> **Exercise task**
Reply with only the number of lines that contain the string "page".

> **Supplied material**
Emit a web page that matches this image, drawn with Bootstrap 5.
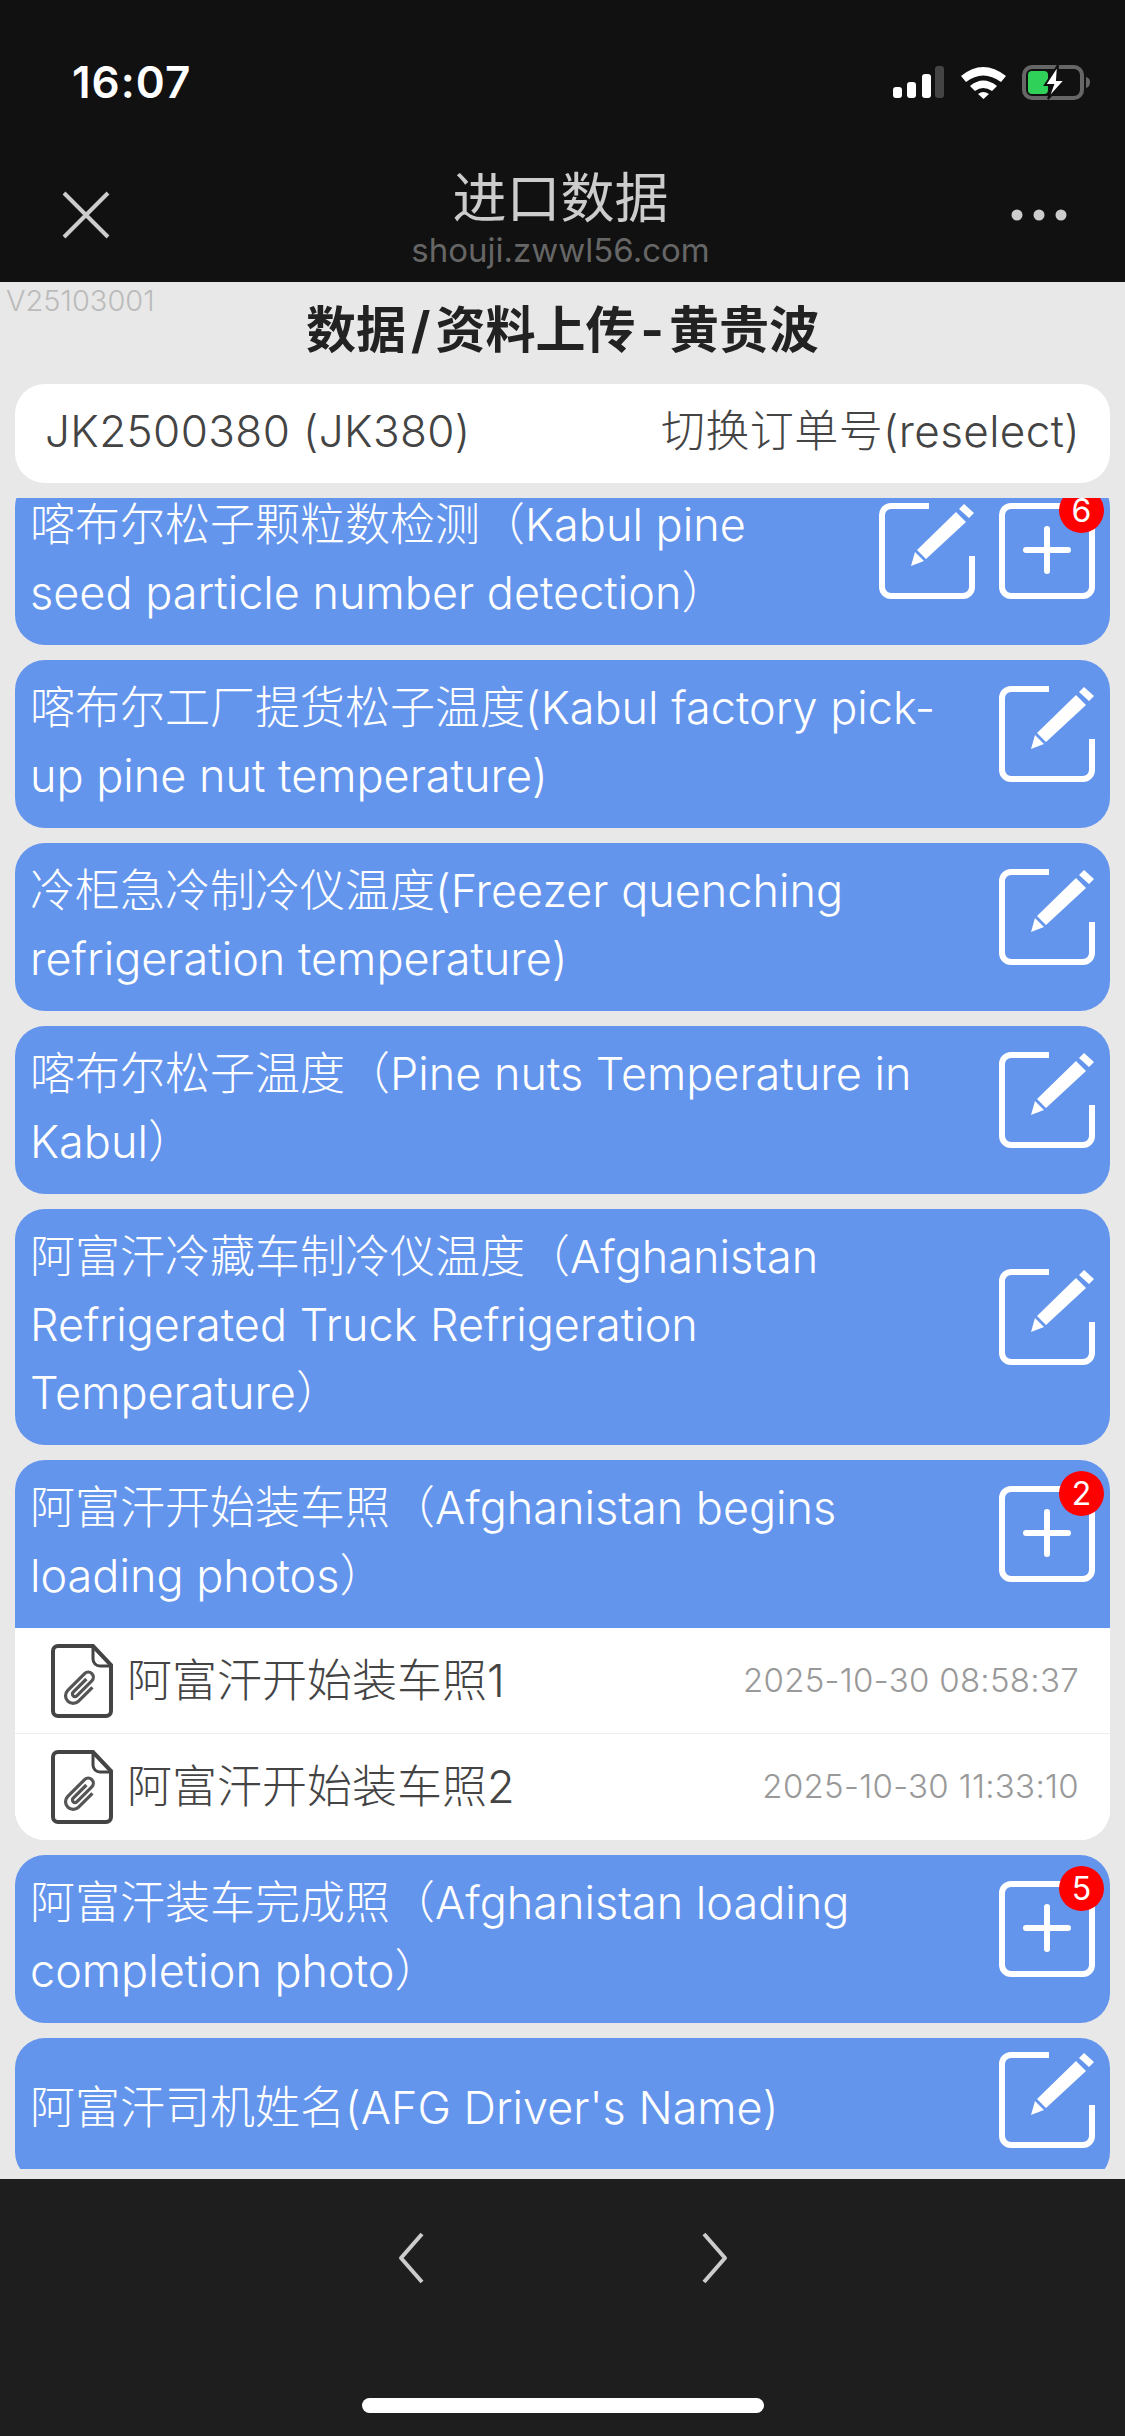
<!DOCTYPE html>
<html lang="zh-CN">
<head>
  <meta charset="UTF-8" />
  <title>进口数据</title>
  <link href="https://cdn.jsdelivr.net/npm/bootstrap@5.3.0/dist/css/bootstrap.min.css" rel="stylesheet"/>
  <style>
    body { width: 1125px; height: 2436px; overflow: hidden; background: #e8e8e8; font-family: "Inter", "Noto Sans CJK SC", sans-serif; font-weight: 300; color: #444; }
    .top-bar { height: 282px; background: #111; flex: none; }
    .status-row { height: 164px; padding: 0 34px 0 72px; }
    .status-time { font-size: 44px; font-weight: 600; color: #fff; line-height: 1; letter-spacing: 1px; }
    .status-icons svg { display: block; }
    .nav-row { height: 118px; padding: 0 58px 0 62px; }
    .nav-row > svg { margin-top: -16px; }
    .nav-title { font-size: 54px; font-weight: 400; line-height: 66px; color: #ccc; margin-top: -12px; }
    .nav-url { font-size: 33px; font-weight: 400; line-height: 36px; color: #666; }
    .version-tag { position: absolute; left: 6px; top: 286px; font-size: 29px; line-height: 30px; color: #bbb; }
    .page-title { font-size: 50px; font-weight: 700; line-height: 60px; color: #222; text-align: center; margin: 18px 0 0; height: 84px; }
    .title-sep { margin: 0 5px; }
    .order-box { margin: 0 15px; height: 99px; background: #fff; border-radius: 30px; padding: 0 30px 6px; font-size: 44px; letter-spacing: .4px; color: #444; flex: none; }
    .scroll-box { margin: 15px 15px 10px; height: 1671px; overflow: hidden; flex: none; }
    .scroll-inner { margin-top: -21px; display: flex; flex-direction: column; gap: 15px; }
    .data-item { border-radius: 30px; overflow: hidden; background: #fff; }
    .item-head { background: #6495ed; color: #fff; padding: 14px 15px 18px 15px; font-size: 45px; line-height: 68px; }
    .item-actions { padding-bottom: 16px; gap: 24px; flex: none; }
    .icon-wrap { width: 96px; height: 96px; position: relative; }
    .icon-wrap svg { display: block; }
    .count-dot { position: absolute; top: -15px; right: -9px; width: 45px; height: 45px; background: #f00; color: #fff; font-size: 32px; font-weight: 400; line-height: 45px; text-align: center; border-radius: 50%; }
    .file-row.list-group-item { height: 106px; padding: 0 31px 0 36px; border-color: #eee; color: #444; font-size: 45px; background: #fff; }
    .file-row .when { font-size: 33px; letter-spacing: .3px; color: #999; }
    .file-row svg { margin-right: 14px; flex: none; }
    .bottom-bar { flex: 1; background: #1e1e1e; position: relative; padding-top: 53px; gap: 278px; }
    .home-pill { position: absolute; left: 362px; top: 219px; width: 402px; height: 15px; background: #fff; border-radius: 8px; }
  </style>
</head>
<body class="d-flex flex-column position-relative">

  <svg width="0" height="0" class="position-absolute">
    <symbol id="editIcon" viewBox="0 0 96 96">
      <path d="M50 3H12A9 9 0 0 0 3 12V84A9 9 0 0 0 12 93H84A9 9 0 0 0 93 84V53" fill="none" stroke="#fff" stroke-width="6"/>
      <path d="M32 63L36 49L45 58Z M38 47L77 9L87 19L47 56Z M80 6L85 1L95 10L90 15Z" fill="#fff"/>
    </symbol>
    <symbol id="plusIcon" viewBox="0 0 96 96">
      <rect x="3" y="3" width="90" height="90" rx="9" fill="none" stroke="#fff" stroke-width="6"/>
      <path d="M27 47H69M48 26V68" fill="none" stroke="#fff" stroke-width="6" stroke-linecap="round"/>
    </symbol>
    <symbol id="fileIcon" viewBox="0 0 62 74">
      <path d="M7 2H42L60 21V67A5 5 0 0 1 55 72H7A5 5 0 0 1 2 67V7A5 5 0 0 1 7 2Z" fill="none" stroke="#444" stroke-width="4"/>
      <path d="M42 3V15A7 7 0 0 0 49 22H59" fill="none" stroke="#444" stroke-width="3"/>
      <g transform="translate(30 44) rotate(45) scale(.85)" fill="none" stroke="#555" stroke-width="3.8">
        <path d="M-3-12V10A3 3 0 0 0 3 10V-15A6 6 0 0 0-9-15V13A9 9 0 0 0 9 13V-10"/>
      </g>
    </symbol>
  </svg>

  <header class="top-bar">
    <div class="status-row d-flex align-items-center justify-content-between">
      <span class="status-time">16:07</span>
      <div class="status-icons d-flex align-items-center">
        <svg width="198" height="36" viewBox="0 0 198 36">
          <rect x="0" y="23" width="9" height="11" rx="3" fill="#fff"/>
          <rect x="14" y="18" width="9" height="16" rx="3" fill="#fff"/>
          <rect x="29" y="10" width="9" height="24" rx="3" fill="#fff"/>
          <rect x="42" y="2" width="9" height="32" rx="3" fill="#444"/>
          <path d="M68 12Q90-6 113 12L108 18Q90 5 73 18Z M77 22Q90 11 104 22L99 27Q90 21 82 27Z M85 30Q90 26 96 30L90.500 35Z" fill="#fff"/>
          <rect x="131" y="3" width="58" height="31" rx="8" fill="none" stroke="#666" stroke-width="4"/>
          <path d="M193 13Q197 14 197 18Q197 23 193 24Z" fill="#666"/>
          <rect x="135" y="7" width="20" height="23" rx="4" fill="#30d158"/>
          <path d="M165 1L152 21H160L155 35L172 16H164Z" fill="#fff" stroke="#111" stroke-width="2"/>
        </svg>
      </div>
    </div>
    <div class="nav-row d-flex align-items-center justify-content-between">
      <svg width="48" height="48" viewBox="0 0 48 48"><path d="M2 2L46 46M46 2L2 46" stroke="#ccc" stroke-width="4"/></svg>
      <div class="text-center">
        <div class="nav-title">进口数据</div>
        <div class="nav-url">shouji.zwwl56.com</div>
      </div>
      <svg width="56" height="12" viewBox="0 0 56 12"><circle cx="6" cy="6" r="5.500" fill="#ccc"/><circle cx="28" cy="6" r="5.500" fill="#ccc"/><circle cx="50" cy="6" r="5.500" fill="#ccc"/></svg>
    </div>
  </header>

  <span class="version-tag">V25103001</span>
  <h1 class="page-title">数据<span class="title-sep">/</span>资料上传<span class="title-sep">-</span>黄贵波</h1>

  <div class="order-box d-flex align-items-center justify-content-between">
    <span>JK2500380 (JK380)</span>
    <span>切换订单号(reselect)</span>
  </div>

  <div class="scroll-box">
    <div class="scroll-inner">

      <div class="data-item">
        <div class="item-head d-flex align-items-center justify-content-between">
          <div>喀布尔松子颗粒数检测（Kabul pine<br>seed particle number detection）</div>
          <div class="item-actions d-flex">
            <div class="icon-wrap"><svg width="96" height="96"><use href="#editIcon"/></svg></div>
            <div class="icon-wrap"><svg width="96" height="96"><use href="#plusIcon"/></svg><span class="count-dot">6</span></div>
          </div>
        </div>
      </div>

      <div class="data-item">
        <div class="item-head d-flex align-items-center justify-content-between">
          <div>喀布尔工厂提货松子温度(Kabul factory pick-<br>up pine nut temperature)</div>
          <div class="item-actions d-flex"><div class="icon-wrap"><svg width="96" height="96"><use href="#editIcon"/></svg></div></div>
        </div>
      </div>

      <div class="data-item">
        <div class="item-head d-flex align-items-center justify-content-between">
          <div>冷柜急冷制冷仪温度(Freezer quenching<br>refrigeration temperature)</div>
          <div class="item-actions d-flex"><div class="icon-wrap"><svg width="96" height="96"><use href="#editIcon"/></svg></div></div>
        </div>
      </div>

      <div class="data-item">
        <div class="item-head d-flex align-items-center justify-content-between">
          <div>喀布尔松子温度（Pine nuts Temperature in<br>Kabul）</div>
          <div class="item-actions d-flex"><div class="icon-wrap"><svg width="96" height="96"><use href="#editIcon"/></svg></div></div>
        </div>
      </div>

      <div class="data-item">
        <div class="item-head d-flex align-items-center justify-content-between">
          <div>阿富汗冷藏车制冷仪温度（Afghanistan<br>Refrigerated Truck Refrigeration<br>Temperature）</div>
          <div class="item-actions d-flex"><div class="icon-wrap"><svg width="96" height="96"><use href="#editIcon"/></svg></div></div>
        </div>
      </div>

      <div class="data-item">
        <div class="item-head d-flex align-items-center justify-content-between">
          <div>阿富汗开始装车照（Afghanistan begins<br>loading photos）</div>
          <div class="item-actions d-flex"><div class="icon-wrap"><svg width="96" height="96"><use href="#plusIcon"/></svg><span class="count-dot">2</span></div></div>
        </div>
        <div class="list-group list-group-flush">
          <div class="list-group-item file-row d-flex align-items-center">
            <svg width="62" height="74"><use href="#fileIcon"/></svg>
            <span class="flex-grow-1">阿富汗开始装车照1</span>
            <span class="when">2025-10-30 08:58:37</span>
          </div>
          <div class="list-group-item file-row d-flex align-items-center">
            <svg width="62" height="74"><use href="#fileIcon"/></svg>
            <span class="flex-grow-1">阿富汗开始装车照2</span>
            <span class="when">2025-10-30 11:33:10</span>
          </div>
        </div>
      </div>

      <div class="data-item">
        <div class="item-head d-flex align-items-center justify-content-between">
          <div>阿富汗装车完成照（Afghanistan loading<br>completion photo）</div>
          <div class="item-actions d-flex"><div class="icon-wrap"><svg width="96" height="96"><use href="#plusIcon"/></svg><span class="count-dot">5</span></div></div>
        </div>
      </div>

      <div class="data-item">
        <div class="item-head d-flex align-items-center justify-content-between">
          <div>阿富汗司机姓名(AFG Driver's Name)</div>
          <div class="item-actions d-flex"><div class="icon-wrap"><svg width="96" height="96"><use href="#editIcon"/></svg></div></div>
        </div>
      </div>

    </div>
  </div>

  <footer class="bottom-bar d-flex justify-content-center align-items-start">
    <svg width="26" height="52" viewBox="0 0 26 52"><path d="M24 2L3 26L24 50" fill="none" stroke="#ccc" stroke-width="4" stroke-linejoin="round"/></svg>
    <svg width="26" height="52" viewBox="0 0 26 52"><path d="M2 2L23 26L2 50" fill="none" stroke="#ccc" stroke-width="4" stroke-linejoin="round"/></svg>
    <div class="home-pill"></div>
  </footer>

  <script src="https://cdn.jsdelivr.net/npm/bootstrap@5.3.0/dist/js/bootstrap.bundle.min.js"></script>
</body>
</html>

> **Solution to the problem**
3